▶ **WHAT IS BEING ASKED**: Return all lines that include the string "this".

Front-end source files
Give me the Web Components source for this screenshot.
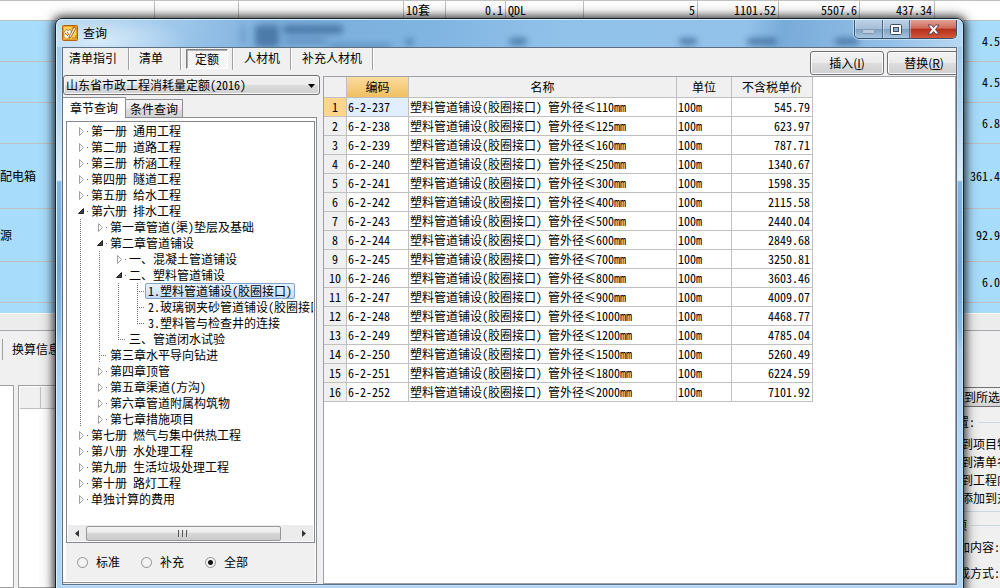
<!DOCTYPE html>
<html lang="zh-CN">
<head>
<meta charset="utf-8">
<title>查询</title>
<style>
html,body{margin:0;height:100%;overflow:hidden}
body{position:relative;background:#f0f0f0;color:#000;font:12px/16px "Noto Sans Mono CJK SC","Noto Sans CJK SC","Liberation Mono",monospace}
</style>
</head>
<body>
<estimate-app></estimate-app>
<query-window heading="查询">
  <query-toolbar slot="toolbar"></query-toolbar>
  <chapter-panel slot="side"></chapter-panel>
  <price-table slot="main"></price-table>
</query-window>
<script>
const define=(name,render)=>customElements.define(name,class extends HTMLElement{
  connectedCallback(){
    if(this.shadowRoot)return;
    this.attachShadow({mode:'open'}).innerHTML='<style>*{box-sizing:border-box}</style>'+render(this);
  }
});

/* Estimate sheet and side panes behind the dialog */
const sheetRows=[[41,'','4.5'],[41,'','4.5'],[41,'','6.8'],[65,'配电箱','361.4'],[53,'源','92.9'],[41,'','6.0'],[10,'','']];
define('estimate-app',()=>`<style>
:host{display:flex;flex-direction:column;height:100%;overflow:hidden;background:#f0f0f0}
table{width:100%;table-layout:fixed;border-collapse:separate;border-spacing:0;flex:none}
.top{background:#fff;border-top:1px solid #c0c0c0}
.top td{height:20px;padding:0 2px 2px;border-right:1px solid #c0c0c0;border-bottom:1px solid #c0c0c0;white-space:nowrap}
.top td:last-child{border-right:0}
.r{text-align:right}
.blue{background:#a8dcfb}
.blue td{padding:0;border-bottom:1px solid #bfbfbf;white-space:nowrap}
.blue tr:last-child td{border:0}
.strip{flex:none;height:18px;background:#ececec;border-top:1px solid #fff;border-bottom:1px solid #a5a5b0}
.lower{flex:1;display:flex;justify-content:space-between;min-height:0}
.left{display:flex;flex-direction:column;width:120px;padding-top:8px}
.tab{height:21px;border-left:1px solid #a0a0a0;margin-left:2px;padding:2px 9px}
.panes{flex:1;display:flex;gap:4px;margin-top:25px}
.pane{border:1px solid #a0a0a0;background:#fff;width:14px;border-left:0}
.pane+.pane{flex:1;border-left:1px solid #a0a0a0}
.head{height:22px;margin:1px 0 0 1px;background:#f0f0f0;border-bottom:1px solid #c0c0c0}
.head i{display:block;width:21px;height:21px;border-right:1px solid #c0c0c0}
.right{width:51px;padding-top:56px;white-space:nowrap;overflow:hidden}
.right button{display:block;font:inherit;color:inherit;padding:0 0 0 14px;width:80px;height:20px;text-align:left;border:1px solid #707070;background:linear-gradient(#f3f3f3,#d4d4d4)}
.right h3{display:flex;align-items:center;gap:4px;font:inherit;margin:7px 0 6px;margin-left:-4px}
.right h3:after{content:"";flex:1;height:1px;background:#c8d8e0}
.right p{margin:0;height:18px;padding-left:12px}
.right h3.two{margin:5px 0 6px -6px}
.right .f{height:26px;padding-left:9px}
.rule{height:1px;background:#c8d8e0;margin-top:3px}
</style>
<table class="top"><colgroup><col style="width:155px"><col style="width:84px"><col style="width:165px"><col style="width:42px"><col style="width:60px"><col style="width:78px"><col style="width:114px"><col style="width:81px"><col style="width:81px"><col style="width:75px"><col></colgroup>
<tr><td></td><td></td><td></td><td>10套</td><td class="r">0.1</td><td>QDL</td><td class="r">5</td><td class="r">1101.52</td><td class="r">5507.6</td><td class="r">437.34</td><td></td></tr></table>
<table class="blue">${sheetRows.map(([h,a,b])=>`<tr><td style="height:${h}px">${a}</td><td class="r">${b}</td></tr>`).join('')}</table>
<div class="strip"></div>
<div class="lower">
<div class="left"><div class="tab">换算信息</div><div class="panes"><div class="pane"></div><div class="pane"><div class="head"><i></i></div></div></div></div>
<div class="right"><button type="button">到所选</button><h3>位置:</h3><p>到项目特</p><p>到清单名</p><p>到工程内</p><p>添加到对</p><div class="rule"></div><h3 class="two">选项</h3><p class="f">加内容:</p><p class="f">成方式:</p></div>
</div>`);

/* Glass window frame */
define('query-window',el=>`<style>
:host{position:absolute;left:55px;right:36px;top:18px;bottom:-4px;display:flex;flex-direction:column;padding:0 6px 6px;border:1px solid #17242f;border-radius:7px 7px 0 0;
box-shadow:inset 1px 1px #d8f2ff,inset -1px 0 #c0e8fc,0 0 7px 2px rgba(0,0,0,.6),0 0 14px 3px rgba(0,0,0,.3);
background:linear-gradient(#9bc4e8 0,#b8d6f0 90px,#e2eef8 161px,#86b6e2 163px,#74a7d5 250px,#8abae4 310px,#a9cbec 330px,#b5d8f8 420px,#b0d4f5)}
header{position:relative;flex:none;display:flex;align-items:center;height:28px;margin:0 -5px;padding:0 5px 2px;overflow:hidden;border-radius:6px 6px 0 0;border-top:1px solid #d5efff;
background:radial-gradient(ellipse 90px 28px at 40px 20px,rgba(220,238,252,.9),transparent),linear-gradient(100deg,#b3d3ef 0,#9cc6ea 14%,#7caedc 24%,#7fb3e0 40%,#91c2ea 56%,#92c2ea 76%,#79abd9 80%,#93c0e8 92%,#b9d8f2)}
svg.app{margin-right:5px}
h1{flex:1;margin:0;font:12px/16px "Noto Sans CJK SC",sans-serif}
.smudge{position:absolute;border-radius:4px;background:#24507f;filter:blur(3px);opacity:.6}
.caps{position:relative;align-self:flex-start;display:flex;height:19px;border:1px solid #35516c;border-top:0;border-radius:0 0 5px 5px;overflow:hidden;box-shadow:0 0 0 1px rgba(220,240,255,.6)}
.caps button{width:28px;padding:0;border:0;border-right:1px solid #4b6a88;background:linear-gradient(#bcd1e6,#a5bed8 48%,#7f9fbf 50%,#a6c6e2);box-shadow:inset 1px 0 rgba(255,255,255,.4);display:grid;place-items:center}
.caps button:first-child{padding-top:4px}
.caps button:nth-child(2){width:27px}
.caps button.close{width:46px;border-right:0;background:linear-gradient(#e2a194,#cf6a58 46%,#b32e18 50%,#d4573c)}
main{flex:1;min-height:0;display:flex;flex-direction:column;background:#f0f0f0;border:1px solid #5d6f82;outline:1px solid rgba(205,232,252,.7);overflow:hidden}
.body{flex:1;min-height:0;display:flex;gap:3px}
</style>
<header>
<span class="smudge" style="left:198px;top:5px;width:24px;height:22px;opacity:.55"></span>
<span class="smudge" style="left:184px;top:6px;width:4px;height:18px;opacity:.3"></span>
<span class="smudge" style="left:226px;top:5px;width:60px;height:9px;opacity:.55"></span>
<span class="smudge" style="left:228px;top:18px;width:42px;height:6px;opacity:.3"></span>
<span class="smudge" style="left:272px;top:24px;width:62px;height:5px;opacity:.35"></span>
<span class="smudge" style="left:349px;top:19px;width:7px;height:6px"></span>
<span class="smudge" style="left:452px;top:18px;width:18px;height:7px"></span>
<span class="smudge" style="left:622px;top:18px;width:18px;height:7px"></span>
<span class="smudge" style="left:690px;top:18px;width:30px;height:7px"></span>
<span class="smudge" style="left:778px;top:18px;width:24px;height:7px"></span>
<svg class="app" width="16" height="16" viewBox="0 0 16 16"><rect x=".5" y=".5" width="15" height="15" rx="1" fill="#f0a020" stroke="#b5640c"/><path d="M2 2h8l-1 3 4-3h1v12H2z" fill="#ffd45e"/><path d="M2 7l3-3 1 2 2-2 2 4-2 5-3 1-3-2z" fill="#fff8e4" stroke="#a65a0c" stroke-width=".6"/><path d="M7 12l5-10 2 1-5 9-2 1z" fill="#fff" stroke="#87440a" stroke-width=".8"/><path d="M3 8l3 3M5 7l2 3M10 13h4v-3" stroke="#c06a0e" fill="none"/></svg>
<h1>${el.getAttribute('heading')}</h1>
<div class="caps">
<button type="button" aria-label="最小化"><svg width="13" height="5"><rect x=".5" y=".5" width="12" height="4" rx="1" fill="#b9cbdc" stroke="#8499af"/></svg></button>
<button type="button" aria-label="最大化"><svg width="12" height="11"><rect x=".5" y=".5" width="11" height="10" rx="1" fill="#fff" stroke="#414c63"/><rect x="3.5" y="3.5" width="5" height="4" fill="#8fadca" stroke="#414c63"/></svg></button>
<button type="button" class="close" aria-label="关闭"><svg width="13" height="11" viewBox="0 0 13 11"><path d="M1 1h3.500l2 2.500 2-2.500H12L8.500 5.500 12 10H8.500l-2-2.500-2 2.500H1l3.500-4.500z" fill="#f6f6f6" stroke="#513a49" stroke-width=".9"/></svg></button>
</div></header>
<main><slot name="toolbar"></slot><div class="body"><slot name="side"></slot><slot name="main"></slot></div></main>`);

define('query-toolbar',()=>`<style>
:host{display:flex;justify-content:space-between;height:27px;flex:none}
nav{display:flex;height:22px}
nav button{font:inherit;color:inherit;border:0;background:none;padding:0 10px;height:20px}
nav span{display:flex;border-right:1px solid #a0a0a0;box-shadow:1px 0 #fff;margin-right:1px}
nav span:first-child button{padding:0 11px 0 6px}
nav span:nth-child(2) button{padding:0 17px 0 9px}
nav span:nth-child(3){padding:1px 4px}
nav span:nth-child(4) button{padding:0 10px}
nav button[aria-pressed=true]{width:42px;padding:0;border:1px solid;border-color:#808080 #fff #fff #808080;box-shadow:inset 1px 1px #b0b0b0;background:repeating-conic-gradient(#fff 0 25%,#ededed 0 50%) 0 0/2px 2px}
.acts{display:flex;gap:3px;margin:3px -5px 0 0}
.acts button{width:74px;height:24px;padding:0;border:1px solid #707070;border-radius:3px;box-shadow:inset 0 0 0 1px #fcfcfc;background:linear-gradient(#f2f2f2,#ebebeb 48%,#dddddd 50%,#cfcfcf);font:12px/16px "Noto Sans CJK SC",sans-serif;color:#000}
</style>
<nav><span><button type="button">清单指引</button></span><span><button type="button">清单</button></span><span><button type="button" aria-pressed="true">定额</button></span><span><button type="button">人材机</button></span><span><button type="button">补充人材机</button></span></nav>
<div class="acts"><button type="button">插入(<u>I</u>)</button><button type="button">替换(<u>R</u>)</button></div>`);

define('chapter-panel',()=>`<style>
:host{display:flex;flex-direction:column;width:257px;flex:none}
.combo{position:relative;flex:none}
select{appearance:none;display:block;width:100%;height:20px;padding:0 2px;margin:0;font:inherit;color:inherit;border:1px solid #707070;border-radius:3px;box-shadow:inset 0 0 0 1px #fafafa;background:linear-gradient(#f2f2f2,#ebebeb 48%,#dddddd 50%,#cfcfcf)}
.combo svg{position:absolute;right:5px;top:9px;pointer-events:none}
.tabs{display:flex;align-items:flex-end;height:21px;margin:2px 0 -1px;position:relative}
.tabs button{font:inherit;color:inherit;padding:0;width:57px;height:19px;border:1px solid #8c8e94;background:linear-gradient(#f2f2f2,#ebebeb 50%,#dddddd 52%,#d0d0d0)}
.tabs button[aria-selected=true]{width:63px;height:21px;background:#fff;border-bottom:0;border-left:0}
.tabs button+button{border-left:0}
.pane{flex:1;min-height:0;display:flex;flex-direction:column;width:254px;padding:3px 1px 1px 3px;margin-bottom:1px;border:1px solid #8c8e94;border-left:0;background:#fff}
.box{flex:1;min-height:0;display:flex;flex-direction:column;border:1px solid #828790;padding:1px}
chapter-tree{flex:1}
.bar{display:flex;align-items:center;height:16px;background:#ececec}
.bar button{width:18px;height:16px;padding:0;border:0;background:none;display:grid;place-items:center}
.thumb{flex:1;display:flex;justify-content:center;align-items:center;gap:1px;height:15px;border:1px solid #979797;border-radius:2px;margin-right:14px;background:linear-gradient(#f5f5f5,#e8e8e8 48%,#d6d6d6 50%,#cbcbcb)}
.thumb i{width:2px;height:7px;margin-right:1px;background:linear-gradient(90deg,#555 50%,#ddd 50%)}
.kinds{display:flex;flex:none;align-items:center;height:38px;padding:0 11px;background:#f0f0f0}
label{display:flex;align-items:center;gap:8px;width:64px}
input{appearance:none;flex:none;width:11px;height:11px;margin:0;border:1px solid #8e8f8f;border-radius:50%;background:#f4f4f4}
input:checked{background:radial-gradient(circle,#111 0 2px,#f4f4f4 3px)}
</style>
<div class="combo"><select aria-label="定额库"><option>山东省市政工程消耗量定额(2016)</option></select><svg width="7" height="4"><path d="M0 0h7L3.500 4z"/></svg></div>
<div class="tabs" role="tablist"><button type="button" role="tab" aria-selected="true">章节查询</button><button type="button" role="tab">条件查询</button></div>
<div class="pane"><div class="box"><chapter-tree></chapter-tree>
<div class="bar"><button type="button" aria-label="向左"><svg width="4" height="7"><path d="M4 0v7L0 3.500z" fill="#333"/></svg></button><div class="thumb"><i></i><i></i><i></i></div><button type="button" aria-label="向右"><svg width="4" height="7"><path d="M0 0v7L4 3.500z" fill="#333"/></svg></button></div></div>
<div class="kinds" role="radiogroup"><label><input type="radio" name="k">标准</label><label><input type="radio" name="k">补充</label><label><input type="radio" name="k" checked>全部</label></div></div>`);

/* One letter per indent cell: v line, t branch, e last branch, c closed, o open */
const nodes=[['c','第一册 通用工程'],['c','第二册 道路工程'],['c','第三册 桥涵工程'],['c','第四册 隧道工程'],['c','第五册 给水工程'],['o','第六册 排水工程'],
['vc','第一章管道(渠)垫层及基础'],['vo','第二章管道铺设'],['vvc','一、混凝土管道铺设'],['vvo','二、塑料管道铺设'],
['vvvt','1.塑料管道铺设(胶圈接口)',1],['vvvt','2.玻璃钢夹砂管道铺设(胶圈接口)'],['vvve','3.塑料管与检查井的连接'],['vve','三、管道闭水试验'],
['vt','第三章水平导向钻进'],['vc','第四章顶管'],['vc','第五章渠道(方沟)'],['vc','第六章管道附属构筑物'],['vc','第七章措施项目'],
['c','第七册 燃气与集中供热工程'],['c','第八册 水处理工程'],['c','第九册 生活垃圾处理工程'],['c','第十册 路灯工程'],['c','单独计算的费用']];
const guides={
v:'<path d="M11.500 0v16"/>',t:'<path d="M11.500 0v16M11 8.500h8"/>',e:'<path d="M11.500 0v8M11 8.500h8"/>',
c:'<path class="a" d="M10.500 4.500v8l4-4z"/><path d="M18.500 8v1"/>',o:'<path class="b" d="M14.500 5.500v5H9.500z"/><path d="M18.500 8v1"/>'};
define('chapter-tree',()=>`<style>
:host{display:block;min-height:0;overflow:hidden}
ul{list-style:none;margin:0;padding:0 0 0 1px}
li{display:flex;height:16px;white-space:nowrap}
svg{flex:none;width:19px;height:16px}
path{fill:none;stroke:#707070;stroke-dasharray:1 1}
.a{stroke:#a0a0a0;stroke-dasharray:none}
.b{fill:#404040;stroke:#222;stroke-dasharray:none}
span{height:16px;line-height:14px;padding:0 2px;border:1px solid transparent;border-radius:2px}
.on{border-color:#7da2ce;background:linear-gradient(#ebf3fd,#c4dcfb)}
</style><ul role="tree">${nodes.map(([g,t,s])=>`<li role="treeitem">${[...g].map(c=>`<svg>${guides[c]}</svg>`).join('')}<span class="${s?'on':''}">${t}</span></li>`).join('')}</ul>`);

const items=[[237,110,'545.79'],[238,125,'623.97'],[239,160,'787.71'],[240,250,'1340.67'],[241,300,'1598.35'],[242,400,'2115.58'],[243,500,'2440.04'],[244,600,'2849.68'],[245,700,'3250.81'],[246,800,'3603.46'],[247,900,'4009.07'],[248,1000,'4468.77'],[249,1200,'4785.04'],[250,1500,'5260.49'],[251,1800,'6224.59'],[252,2000,'7101.92']];
define('price-table',()=>`<style>
:host{display:block;flex:1;min-width:0;margin-top:1px;background:#fff;border:1px solid #a0a0a8;overflow:hidden}
table{table-layout:fixed;width:489px;border-collapse:separate;border-spacing:0}
th,td{font-weight:400;padding:0 2px;height:19px;line-height:16px;border-right:1px solid #c0c0c0;border-bottom:1px solid #c0c0c0;white-space:nowrap;overflow:hidden}
thead th{height:21px;background:#f0f0f0}
thead .on{background:linear-gradient(#fbdb9d,#f0c060)}
tbody th{padding:0;background:#f0f0f0;text-align:center}
tbody tr:first-child th{background:#ffd58d}
tbody tr:first-child th+td{background:#e0eeff}
td{text-align:left;padding:0 2px 0 1px}
td:last-child{text-align:right}
</style><table><colgroup><col style="width:23px"><col style="width:62px"><col style="width:268px"><col style="width:55px"><col style="width:81px"></colgroup>
<thead><tr><th></th><th class="on">编码</th><th>名称</th><th>单位</th><th>不含税单价</th></tr></thead>
<tbody>${items.map(([c,d,p],i)=>`<tr><th>${i+1}</th><td>6-2-${c}</td><td>塑料管道铺设(胶圈接口) 管外径≤${d}mm</td><td>100m</td><td>${p}</td></tr>`).join('')}</tbody></table>`);
</script>
</body>
</html>
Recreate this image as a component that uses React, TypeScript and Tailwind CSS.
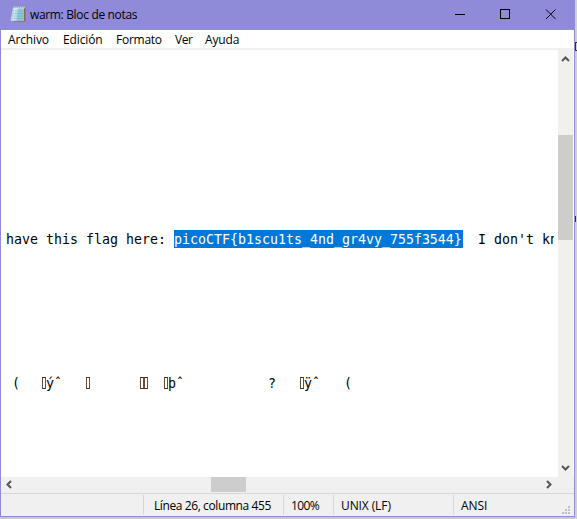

▶ **PROBLEM SOLUTION**:
Give me the Web Components source for this screenshot.
    if(this.shadowRoot)return;
    this.attachShadow({mode:'open'}).innerHTML='<style>*{box-sizing:border-box}</style>'+render(this);
Recreate this image as a component that uses React, TypeScript and Tailwind CSS.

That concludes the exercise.